The next step of evolution is thus to incorporate advanced technology into the body to make it better. The flesh is weak, but not so technology. Remember the pride of Plato? There is a distinction between the idea object and the physical object. The latter is only a crude representation, corrupted and flawed. A concept that further on was adopted by the early antique movement of Gnosticism. Though consisting of various belief systems it was generally united in the teaching that the material cosmos was created by an imperfect god, the demiurge with some of the supreme God's soul. The matter is thus a prison and the humans prisoners, but inside carrying the spark of greater beings. The gnosis in the name is thus referred to a form of mystic, esoteric knowledge through which the spiritual elements of humanity are reminded of their true origins and being permitted to escape the flawed existence of materiality. This line of thought is present in Transhumanism. But instead of searching for a more ethereal “Kingdom of Heaven” beyond the materialistic borders, it's the materialism in itself that contain the salvation and liberation from flawed traits within the structure of matter, like ageing and death. Who needs God, brothers and sisters, when we have the technology to enhance our own bodies and minds and with that step finally find our place in the long awaited Paradise? A paradise that also is of our own making.

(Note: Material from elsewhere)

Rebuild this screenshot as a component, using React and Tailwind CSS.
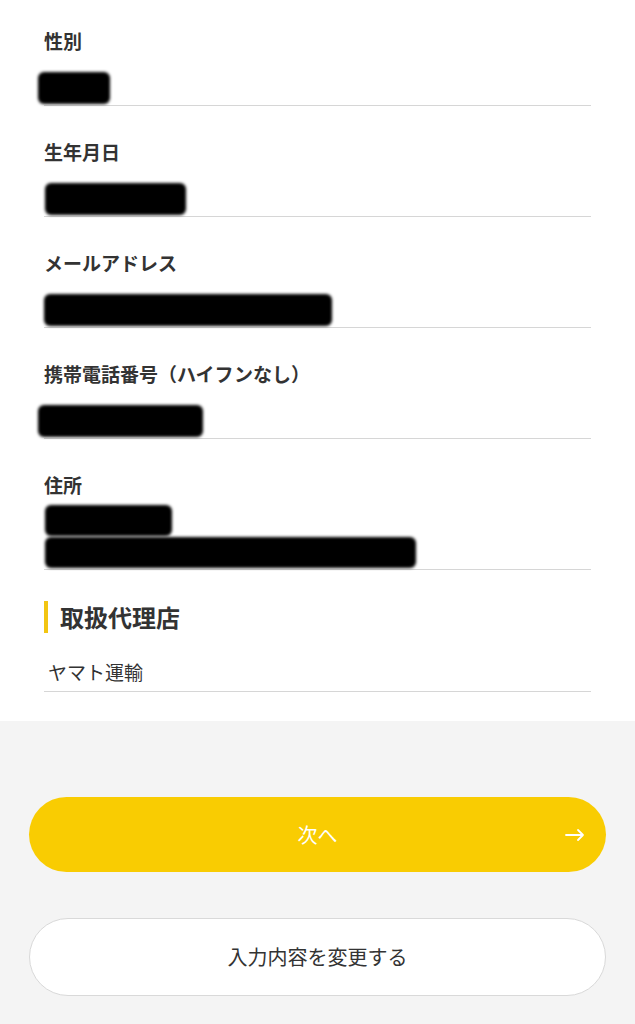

When an artist with ties to this intellectual movement such as STELARC uses technology in a performative situation it's also an appropriating of the Paradise through those means that are present within the ideas of Transhumanism. The matter itself is the key. “This body is obsolete, absent, empty and performs largely involuntarily...This obsolete, absent and empty body needs to be augmented.” There is nothing but the body, even in its existence as a negation and its through it we can reach enlightenment: “The higher form of existence outside the body happens between bodies...” STELARC strongly believes that mind, soul and self-hood are social and language constructs and that they are not some intrinsic essence: “Nietzsche asserts that there is no being behind the doing. (Agency is what we attribute to an act in retrospect). Wittgenstein reveals that thinking occurs on the paper upon which you write. (Thinking is not what happens simply inside your head). What's important is what happens between us, not within us...” It's through these matter-based ideas that the technological Sacred is perceived, understood and performatively(through the action of the body/matter) reached.
If fearful of the change inherit in these ideas, understand that it is inevitable as a technological imperative. Accept its presence in life. It's not a question about the end of the Sacred but its contemporary manifestation, first through the filter of the ideas inherit in the Enlightenment and then through a much older dream, now closer than ever. The immortality that Gilgamesh craved and tried to steal from the Gods is within reach. But only through a symbiotic relationship with the machine, transforming us from humans to posthumans. Just remember: Resistance is futile.